Picture something for me, if you will. Fall is dawning and you’ve just stepped foot on campus at one of the globe’s top MBA programs, as a first year MBA student.

Activity fairs, new student forums and extracurricular opportunities seem to pop up out of nowhere, with alarming frequency. You start class and are immediately loaded with homework and group meetings, all while feeling the pressure to meet and socialize with all of your new classmates.

And, just as you begin to make sense of all of that- about the first month of school- recruiting begins. Interviewers descend on campus and you have to think about next summer when you’re really not sure if you even have time to do laundry this weekend.

Top MBA program

No Time for “Finding Yourself” at Top MBA Programs

This is the reality of business school, and many prospective students are very unprepared for it. Far too often, and especially in an uncertain job market, I hear from young adults who are thinking about going to graduate school because, “I am not really sure what else to do,” or “I need time to discover what I really want to do”.

This is not a sufficient reason for any graduate program, and will set you up for failure in top MBA programs. Unlike many Ph.D. programs, MBA programs are, at maximum, two years.

Many MBA programs, especially European MBA programs, are only one year. Former clients and MBA graduates that I have talked to all report that those years go by too fast. The ones that get the most out of their short time in business school are the ones that prepare well beforehand.

How to Maximize Your Time Before Business School

You need to leverage your time prior to the start of business school to more clearly define your career ambitions, your interests, and what you hope to accomplish in business school- BEFORE you set foot on campus.
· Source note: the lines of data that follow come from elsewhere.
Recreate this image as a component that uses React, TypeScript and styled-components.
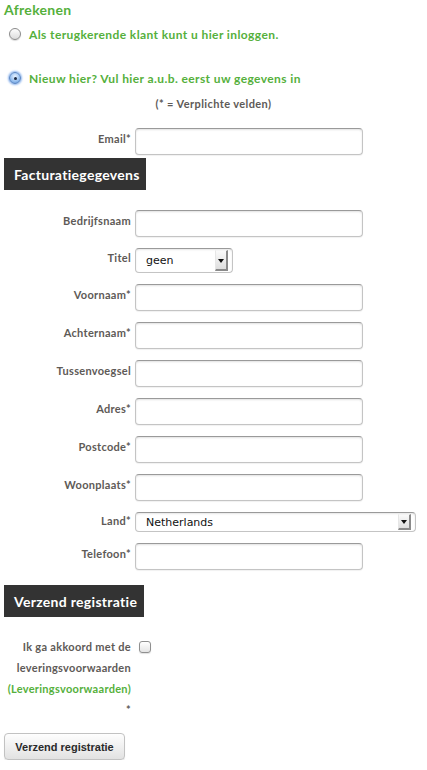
import * as React from 'react';
import styled, {createGlobalStyle} from 'styled-components';

const GlobalStyle = createGlobalStyle`
  body {
    margin: 0;
    background: #fff;
    font-family: Lato, "DejaVu Sans", sans-serif;
  }
`;

const green = '#55b03c';
const labelGrey = '#5e5a57';

const Page = styled.div`
  width: 427px;
  padding: 0 4px;
  box-sizing: border-box;
`;

const Title = styled.h2`
  margin: 0;
  padding-top: 1px;
  font-size: 14px;
  line-height: 18px;
  font-weight: bold;
  color: ${green};
  letter-spacing: 0.3px;
`;

const RadioRow = styled.label<{ gap: number }>`
  display: flex;
  align-items: center;
  gap: 8px;
  padding-left: 5px;
  margin-top: ${p => p.gap}px;
  height: 14px;
  font-size: 12px;
  font-weight: bold;
  color: ${green};
  letter-spacing: 0.4px;
`;

const Radio = styled.span<{ checked?: boolean }>`
  position: relative;
  width: 12px;
  height: 12px;
  border-radius: 50%;
  box-sizing: border-box;
  flex: none;
  border: 1px solid ${p => (p.checked ? '#5a86c4' : '#8b8b8b')};
  background: ${p => p.checked
    ? 'radial-gradient(circle at 50% 35%, #e8f2ff 0%, #9cc3f0 55%, #5d93d8 100%)'
    : 'linear-gradient(#fdfdfd, #dcdcdc)'};
  box-shadow: ${p => (p.checked ? '0 0 2px 1px #8fb6ee' : '0 1px 1px rgba(0,0,0,0.15)')};
  &::after {
    content: '';
    display: ${p => (p.checked ? 'block' : 'none')};
    position: absolute;
    left: 3.5px;
    top: 3.5px;
    width: 3px;
    height: 3px;
    border-radius: 50%;
    background: #1d2b44;
  }
`;

const Note = styled.div`
  text-align: center;
  margin: 12px 0 18px;
  font-size: 11px;
  line-height: 13px;
  font-weight: bold;
  color: ${labelGrey};
  letter-spacing: 0.4px;
`;

const Row = styled.div<{ mb?: number }>`
  display: flex;
  align-items: flex-start;
  gap: 4px;
  margin-bottom: ${p => p.mb ?? 11}px;
`;

const Label = styled.div<{ pt?: number }>`
  width: 127px;
  flex: none;
  text-align: right;
  padding-top: ${p => p.pt ?? 3}px;
  font-size: 11px;
  line-height: 16px;
  font-weight: bold;
  color: ${labelGrey};
  letter-spacing: 0.3px;
`;

const Input = styled.input`
  width: 228px;
  height: 27px;
  box-sizing: border-box;
  margin: 0;
  border: 1px solid #c4c4c4;
  border-top-color: #9a9a9a;
  border-radius: 4px;
  box-shadow: inset 0 1px 2px rgba(0,0,0,0.12), 0 1px 1px rgba(0,0,0,0.06);
  background: #fff;
`;

const Select = styled.div<{ w: number; h: number }>`
  display: flex;
  align-items: center;
  justify-content: space-between;
  width: ${p => p.w}px;
  height: ${p => p.h}px;
  box-sizing: border-box;
  padding: 0 4px 0 10px;
  border: 1px solid #c4c4c4;
  border-top-color: #9a9a9a;
  border-radius: 4px;
  box-shadow: inset 0 1px 2px rgba(0,0,0,0.1);
  font-family: "DejaVu Sans", sans-serif;
  font-size: 11px;
  color: #111;
`;

const Arrow = styled.span<{ h: number }>`
  display: flex;
  align-items: center;
  justify-content: center;
  width: 13px;
  height: ${p => p.h}px;
  box-sizing: border-box;
  border-left: 1px solid #e6e6e6;
  border-top: 1px solid #f4f4f4;
  border-right: 2px solid #8a8a8a;
  border-bottom: 2px solid #8a8a8a;
  background: linear-gradient(#fafafa, #dedede);
  &::after {
    content: '';
    border-left: 3px solid transparent;
    border-right: 3px solid transparent;
    border-top: 4px solid #111;
    margin-top: 1px;
  }
`;

const Bar = styled.div<{ w: number; mb: number }>`
  width: ${p => p.w}px;
  height: 32px;
  box-sizing: border-box;
  padding-left: 10px;
  display: flex;
  align-items: center;
  background: #333;
  color: #fff;
  font-size: 14px;
  font-weight: bold;
  letter-spacing: 0.3px;
  margin-bottom: ${p => p.mb}px;
`;

const AgreeRow = styled.div`
  display: flex;
  align-items: flex-start;
  gap: 8px;
  margin-bottom: 13px;
`;

const AgreeText = styled.div`
  width: 127px;
  text-align: right;
  font-size: 11px;
  line-height: 21px;
  font-weight: bold;
  color: ${labelGrey};
  letter-spacing: 0.3px;
  a {
    color: ${green};
    text-decoration: none;
  }
`;

const Check = styled.span`
  width: 12px;
  height: 12px;
  margin-top: 5px;
  box-sizing: border-box;
  border: 1px solid #8f8f8f;
  border-radius: 3px;
  background: linear-gradient(#fff, #e4e4e4);
  box-shadow: 0 1px 1px rgba(0,0,0,0.12);
`;

const Button = styled.button`
  width: 121px;
  height: 27px;
  margin: 0;
  padding: 0;
  border: 1px solid #c2c2c2;
  border-radius: 4px;
  background: linear-gradient(#fefefe, #e2e2e2);
  box-shadow: 0 1px 1px rgba(0,0,0,0.1);
  font-family: "Liberation Sans", Arial, sans-serif;
  font-weight: bold;
  font-size: 11px;
  color: #2a2a2a;
`;

const fields = [
  'Voornaam*',
  'Achternaam*',
  'Tussenvoegsel',
  'Adres*',
  'Postcode*',
  'Woonplaats*',
];

const App = () => {
  return (
    <Page>
      <GlobalStyle/>
      <Title>Afrekenen</Title>
      <RadioRow gap={8}>
        <Radio/>Als terugkerende klant kunt u hier inloggen.
      </RadioRow>
      <RadioRow gap={30}>
        <Radio checked/>Nieuw hier? Vul hier a.u.b. eerst uw gegevens in
      </RadioRow>
      <Note>(* = Verplichte velden)</Note>

      <Row mb={3}>
        <Label>Email*</Label>
        <Input/>
      </Row>
      <Bar w={142} mb={20}>Facturatiegegevens</Bar>

      <Row>
        <Label>Bedrijfsnaam</Label>
        <Input/>
      </Row>
      <Row>
        <Label pt={2}>Titel</Label>
        <Select w={98} h={25}>geen<Arrow h={21}/></Select>
      </Row>
      {fields.map(label => (
        <Row key={label}>
          <Label>{label}</Label>
          <Input/>
        </Row>
      ))}
      <Row>
        <Label pt={1}>Land*</Label>
        <Select w={281} h={20}>Netherlands<Arrow h={16}/></Select>
      </Row>
      <Row mb={15}>
        <Label>Telefoon*</Label>
        <Input/>
      </Row>

      <Bar w={140} mb={19}>Verzend registratie</Bar>

      <AgreeRow>
        <AgreeText>
          Ik ga akkoord met de leveringsvoorwaarden <a href="#">(Leveringsvoorwaarden)</a> *
        </AgreeText>
        <Check/>
      </AgreeRow>
      <Button>Verzend registratie</Button>
    </Page>
  );
};

export default App;
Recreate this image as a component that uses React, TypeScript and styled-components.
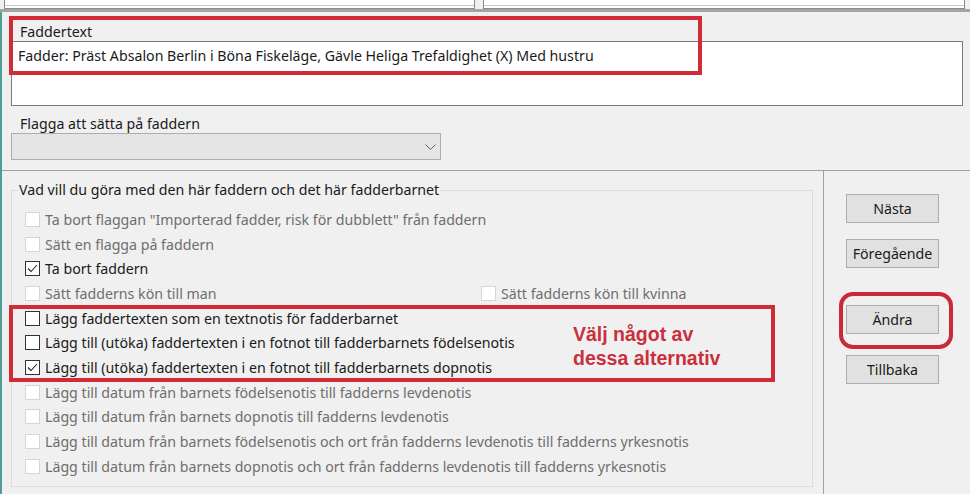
import React from 'react'
import styled, { createGlobalStyle } from 'styled-components'

const GlobalStyle = createGlobalStyle`
  html, body {
    margin: 0;
    padding: 0;
    background: #f0f0f0;
  }
  body {
    width: 970px;
    height: 494px;
    overflow: hidden;
    font-family: "Noto Sans", "Open Sans", sans-serif;
    font-size: 14.2px;
    color: #1a1a1a;
  }
`

type Option = { label: string; checked?: boolean; enabled?: boolean; pair?: string }

const options: Option[] = [
  { label: 'Ta bort flaggan "Importerad fadder, risk för dubblett" från faddern' },
  { label: 'Sätt en flagga på faddern' },
  { label: 'Ta bort faddern', checked: true, enabled: true },
  { label: 'Sätt fadderns kön till man', pair: 'Sätt fadderns kön till kvinna' },
  { label: 'Lägg faddertexten som en textnotis för fadderbarnet', enabled: true },
  { label: 'Lägg till (utöka) faddertexten i en fotnot till fadderbarnets födelsenotis', enabled: true },
  { label: 'Lägg till (utöka) faddertexten i en fotnot till fadderbarnets dopnotis', checked: true, enabled: true },
  { label: 'Lägg till datum från barnets födelsenotis till fadderns levdenotis' },
  { label: 'Lägg till datum från barnets dopnotis till fadderns levdenotis' },
  { label: 'Lägg till datum från barnets födelsenotis och ort från fadderns levdenotis till fadderns yrkesnotis' },
  { label: 'Lägg till datum från barnets dopnotis och ort från fadderns levdenotis till fadderns yrkesnotis' },
]

const CheckBox = ({ label, checked, enabled }: Option) => (
  <CheckItem $enabled={!!enabled}>
    <Box $enabled={!!enabled}>
      {checked && (
        <svg width='11' height='9' viewBox='0 0 11 9'>
          <polyline points='1,4.5 4,7.5 10,1' fill='none' stroke='#222' strokeWidth='1.1' />
        </svg>
      )}
    </Box>
    {label}
  </CheckItem>
)

export default function App() {
  return (
    <>
      <GlobalStyle />
      <TopStrip>
        <TopField $width={471} />
        <TopField />
      </TopStrip>
      <Main>
        <TextSection>
          <FieldLabel>Faddertext</FieldLabel>
          <TextArea>Fadder: Präst Absalon Berlin i Böna Fiskeläge, Gävle Heliga Trefaldighet (X) Med hustru</TextArea>
          <MarkBox $left={7} $top={4} $width={693} $height={59} />
          <FieldLabel>Flagga att sätta på faddern</FieldLabel>
          <Select>
            <svg width='11' height='6' viewBox='0 0 11 6'>
              <polyline points='0.5,0.5 5.5,5.5 10.5,0.5' fill='none' stroke='#606060' strokeWidth='1' />
            </svg>
          </Select>
        </TextSection>
        <Bottom>
          <Left>
            <Group>
              <Legend>Vad vill du göra med den här faddern och det här fadderbarnet</Legend>
              {options.map(o => (
                <Row key={o.label}>
                  {o.pair ? (
                    <>
                      <PairCell>
                        <CheckBox {...o} />
                      </PairCell>
                      <CheckBox label={o.pair} />
                    </>
                  ) : (
                    <CheckBox {...o} />
                  )}
                </Row>
              ))}
            </Group>
            <MarkBox $left={7} $top={134} $width={766} $height={77}>
              <Hint>
                Välj något av
                <br />
                dessa alternativ
              </Hint>
            </MarkBox>
          </Left>
          <Buttons>
            <Button $gap={0}>Nästa</Button>
            <Button $gap={16}>Föregående</Button>
            <Button $gap={37}>Ändra</Button>
            <Button $gap={21}>Tillbaka</Button>
            <RoundMark />
          </Buttons>
        </Bottom>
      </Main>
    </>
  )
}

const TopStrip = styled.div`
  display: flex;
  gap: 8px;
  height: 9px;
  padding: 0 5px 0 4px;
  border-bottom: 3px solid #a4a4a4;
`
const TopField = styled.div<{ $width?: number }>`
  flex: ${p => (p.$width ? `0 0 ${p.$width}px` : '1')};
  box-sizing: border-box;
  background: #fff;
  border: 1px solid #8a8a8a;
  border-top: none;
  box-shadow: inset 0 -2px 0 #fff, inset 0 -3px 0 #c8c8c8;
`
const Main = styled.div`
  border-left: 2px solid #4f9e95;
  height: 482px;
  box-sizing: border-box;
  display: flex;
  flex-direction: column;
`
const TextSection = styled.div`
  position: relative;
  padding: 11px 7px 10px 9px;
  display: flex;
  flex-direction: column;
  align-items: flex-start;
`
const FieldLabel = styled.div`
  margin-left: 9px;
  line-height: 18px;
  color: #1a1a1a;
`
const TextArea = styled.div`
  box-sizing: border-box;
  align-self: stretch;
  height: 65px;
  margin-bottom: 9px;
  padding: 4px 6px;
  background: #fff;
  border: 1px solid #7a7a7a;
  line-height: 20px;
  color: #1a1a1a;
`
const Select = styled.div`
  box-sizing: border-box;
  width: 430px;
  height: 27px;
  background: #e5e5e5;
  border: 1px solid #adadad;
  display: flex;
  align-items: center;
  justify-content: flex-end;
  padding-right: 4px;
`
const MarkBox = styled.div<{ $left: number; $top: number; $width: number; $height: number }>`
  position: absolute;
  left: ${p => p.$left}px;
  top: ${p => p.$top}px;
  width: ${p => p.$width}px;
  height: ${p => p.$height}px;
  box-sizing: border-box;
  border: 4px solid #d12b36;
  pointer-events: none;
`
const Hint = styled.div`
  margin: 13px 0 0 560px;
  font-family: "Liberation Sans", Arial, sans-serif;
  font-weight: bold;
  font-size: 19.5px;
  line-height: 24px;
  color: #c9303c;
`
const Bottom = styled.div`
  flex: 1;
  display: flex;
  border-top: 1px solid #a0a0a0;
`
const Left = styled.div`
  position: relative;
  width: 821px;
  padding: 10px 0 0 9px;
  box-sizing: border-box;
`
const Group = styled.fieldset`
  margin: 0;
  width: 802px;
  height: 306px;
  box-sizing: border-box;
  padding: 8px 0 0 6px;
  border: 1px solid #dcdcdc;
`
const Legend = styled.legend`
  padding: 0 1px;
  line-height: 18px;
  color: #1a1a1a;
`
const Row = styled.div`
  display: flex;
  align-items: center;
  height: 24.7px;
  padding-left: 7px;
`
const PairCell = styled.div`
  width: 456px;
`
const CheckItem = styled.div<{ $enabled: boolean }>`
  display: flex;
  align-items: center;
  gap: 5px;
  white-space: nowrap;
  color: ${p => (p.$enabled ? '#1a1a1a' : '#6e6e6e')};
`
const Box = styled.span<{ $enabled: boolean }>`
  width: 15px;
  height: 15px;
  box-sizing: border-box;
  background: #fff;
  border: 1px solid ${p => (p.$enabled ? '#333' : '#d6d6d6')};
  display: flex;
  align-items: center;
  justify-content: center;
`
const Buttons = styled.div`
  position: relative;
  flex: 1;
  border-left: 1px solid #a0a0a0;
  padding: 23px 0 0 22px;
  display: flex;
  flex-direction: column;
  align-items: flex-start;
`
const Button = styled.button<{ $gap: number }>`
  margin-top: ${p => p.$gap}px;
  width: 93px;
  height: 29px;
  background: #e1e1e1;
  border: 1px solid #adadad;
  font-family: inherit;
  font-size: 14.2px;
  color: #1a1a1a;
  padding: 0;
`
const RoundMark = styled.div`
  position: absolute;
  left: 15px;
  top: 121px;
  width: 114px;
  height: 57px;
  box-sizing: border-box;
  border: 4px solid #c92a36;
  border-radius: 14px;
  pointer-events: none;
`
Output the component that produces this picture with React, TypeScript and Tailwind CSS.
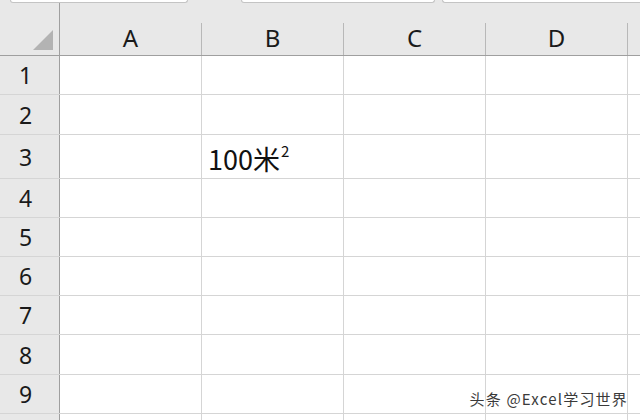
import React from 'react';

const cols = ['A', 'B', 'C', 'D', ''];
const rows = [
  { n: '1', h: 'h-[39px]' },
  { n: '2', h: 'h-[40px]' },
  { n: '3', h: 'h-[44px]' },
  { n: '4', h: 'h-[39px]' },
  { n: '5', h: 'h-[39px]' },
  { n: '6', h: 'h-[39px]' },
  { n: '7', h: 'h-[39px]' },
  { n: '8', h: 'h-[40px]' },
  { n: '9', h: 'h-[39px]' },
  { n: '', h: 'h-[39px]' },
];

export default function App() {
  return (
    <div className="relative h-[420px] w-[640px] overflow-hidden bg-white font-['Noto_Sans',sans-serif] text-[#1a1a1a]">
      {/* header strip */}
      <div className="flex h-[56px] flex-col border-b border-[#9f9f9f] bg-[#e8e8e8]">
        <div className="flex h-[3px] shrink-0">
          <div className="ml-[10px] w-[180px] rounded-b-sm border-x border-b border-[#c4c4c4] bg-white" />
          <div className="ml-[53px] w-[195px] rounded-b-sm border-x border-b border-[#c4c4c4] bg-white" />
          <div className="ml-[7px] w-[200px] rounded-bl-sm border-l border-b border-[#c4c4c4] bg-white" />
        </div>
        <div className="flex flex-1">
          <div className="flex w-[60px] shrink-0 items-end justify-end border-r border-[#9f9f9f] pb-[5px] pr-[6px]">
            <div className="h-0 w-0 border-b-[20px] border-l-[20px] border-b-[#b3b3b3] border-l-transparent" />
          </div>
          {cols.map((c, i) => (
            <div key={i} className="flex w-[142px] shrink-0 flex-col">
              <div className="h-[20px]" />
              <div className="flex flex-1 items-center justify-center border-r border-[#b8b8b8] pb-[2px] text-[24px] leading-none">
                {c}
              </div>
            </div>
          ))}
        </div>
      </div>

      {/* body */}
      {rows.map((r, ri) => (
        <div key={ri} className={`flex ${r.h} border-b border-[#d5d5d5]`}>
          <div className="flex w-[60px] shrink-0 items-center justify-center border-r border-[#9f9f9f] bg-[#e8e8e8] pr-[8px] text-[23px] leading-none">
            <span className="-mb-[1px]">{r.n}</span>
          </div>
          {cols.map((c, i) => (
            <div key={i} className="flex w-[142px] shrink-0 items-end border-r border-[#d5d5d5] pb-[6px] pl-[6px]">
              {r.n === '3' && c === 'B' ? (
                <span className="font-['Noto_Sans_CJK_SC',sans-serif] text-[27px] leading-none text-[#111]">
                  100米<sup className="top-[-13px] ml-[1px] text-[15px]">2</sup>
                </span>
              ) : null}
            </div>
          ))}
        </div>
      ))}

      <div className="absolute bottom-[14px] right-[12px] font-['Noto_Sans_CJK_SC',sans-serif] text-[15px] leading-none tracking-[1.2px] text-[#3a3a3a] [text-shadow:0_0_2px_#fff,0_0_2px_#fff]">
        头条 @Excel学习世界
      </div>
    </div>
  );
}
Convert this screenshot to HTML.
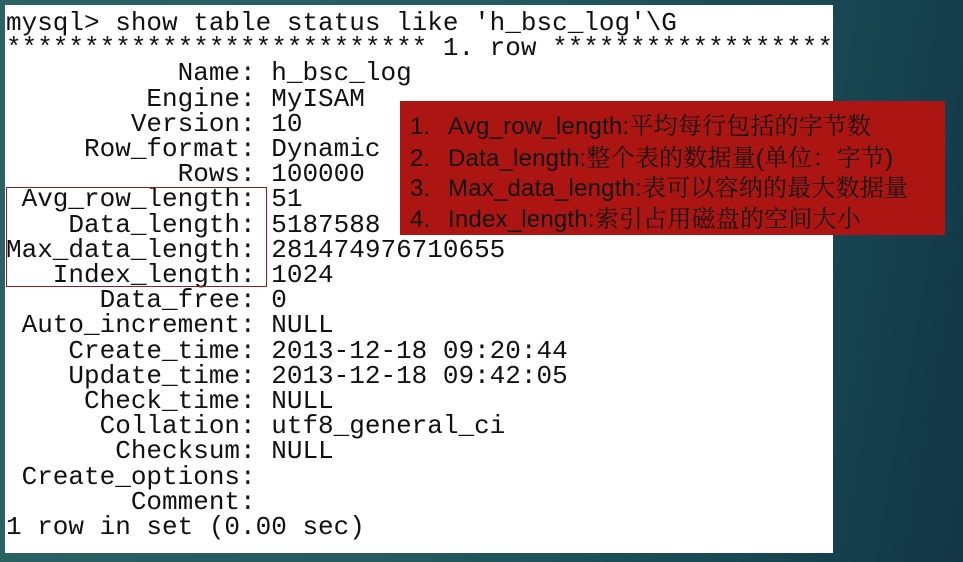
<!DOCTYPE html>
<html><head><meta charset="utf-8"><style>
html,body{margin:0;padding:0}
body{width:963px;height:562px;overflow:hidden;position:relative;
background:linear-gradient(100deg,#2b6364 0%,#245a60 45%,#1a4a55 75%,#123646 100%);}
.panel{position:absolute;left:5px;top:5px;width:828px;height:548px;background:#fff;overflow:hidden;}
pre{margin:0;position:absolute;left:1px;top:6px;font-family:"Liberation Mono",monospace;font-size:26px;line-height:25.2px;color:#111;letter-spacing:0;}
.hl{position:absolute;left:1px;top:182px;width:259px;height:98px;border:1.5px solid #8b1e1e;}
.red{position:absolute;left:400px;top:101px;width:545px;height:134px;background:#ad1513;
font-family:"Liberation Sans","Noto Serif CJK SC",sans-serif;font-size:24px;color:#111;}
.red div{position:absolute;left:10px;white-space:nowrap;letter-spacing:0.2px}
.red span{display:inline-block;width:38px}
</style></head><body>
<div class="panel">
<pre>mysql&gt; show table status like 'h_bsc_log'\G
*************************** 1. row ***************************
           Name: h_bsc_log
         Engine: MyISAM
        Version: 10
     Row_format: Dynamic
           Rows: 100000
 Avg_row_length: 51
    Data_length: 5187588
Max_data_length: 281474976710655
   Index_length: 1024
      Data_free: 0
 Auto_increment: NULL
    Create_time: 2013-12-18 09:20:44
    Update_time: 2013-12-18 09:42:05
     Check_time: NULL
      Collation: utf8_general_ci
       Checksum: NULL
 Create_options: 
        Comment: 
1 row in set (0.00 sec)</pre>
<div class="hl"></div>
</div>
<div class="red">
<div style="top:5px"><span>1.</span>Avg_row_length:平均每行包括的字节数</div>
<div style="top:37px"><span>2.</span>Data_length:整个表的数据量(单位：字节)</div>
<div style="top:67px"><span>3.</span>Max_data_length:表可以容纳的最大数据量</div>
<div style="top:98px"><span>4.</span>Index_length:索引占用磁盘的空间大小</div>
</div>
</body></html>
If you fail to do this, you risk floundering as recruiting begins and falling behind students who clearly recognize what they want and go for it quickly. To maximize your exploration, consider the following tools:

  • Career assessment tools. Many great career assessment programs are available online, often at little cost. For example, Career Leader, which is available to both universities and individuals, specifically focuses on business-related careers and can match participants’ interests, motivations and skills with potential career tracks. University career services centers are another great resource, and often offer complimentary service to alumni.
  • Academic or prep programs. Enroll in pre-MBA academic programs to build up skills that you are lacking. One such program is Practice MBA, founded by Ivan Kerbel, a former leader of career programs at Yale School of Management and The Wharton School. Ivan’s program gives non-traditional MBAs (or traditional MBAs looking for a head start) the opportunity to take classes and gain training in an intensive summer residence program where students can tailor classes to their weaknesses. As Ivan told me when I interviewed him last spring, “You don’t go to a top business school to learn financial modeling in Excel or to improve your English as a nonnative speaker.” If you brush up on your skills before business school begins, you can move on to more advanced opportunities.
  • Internships. Seek out short-term internships before beginning your MBA program to test out areas that you are interested in. A client of mine had worked in finance but was interested in strategy consulting. She planned ahead and secured a pro-bono strategy internship before quitting her banking job, and used that internship to transition into her upcoming MBA program. Her internship experience allowed her to confirm her interest in strategy consulting and gave her a great starting point for fall conversations with strategy consulting recruiters.
  • Alumni Networking. Reach out to alumni in fields that you are interested in. Both university alumni and alumni from your prospective MBA program can be a wonderful resource. Depending on your needs and their availability, your interactions could range from a simple email or phone call with a few questions, to informational interviews or days spent shadowing their job. Do not be afraid to get in touch- most professionals remember what it was like to just be starting an MBA program, and are eager to help.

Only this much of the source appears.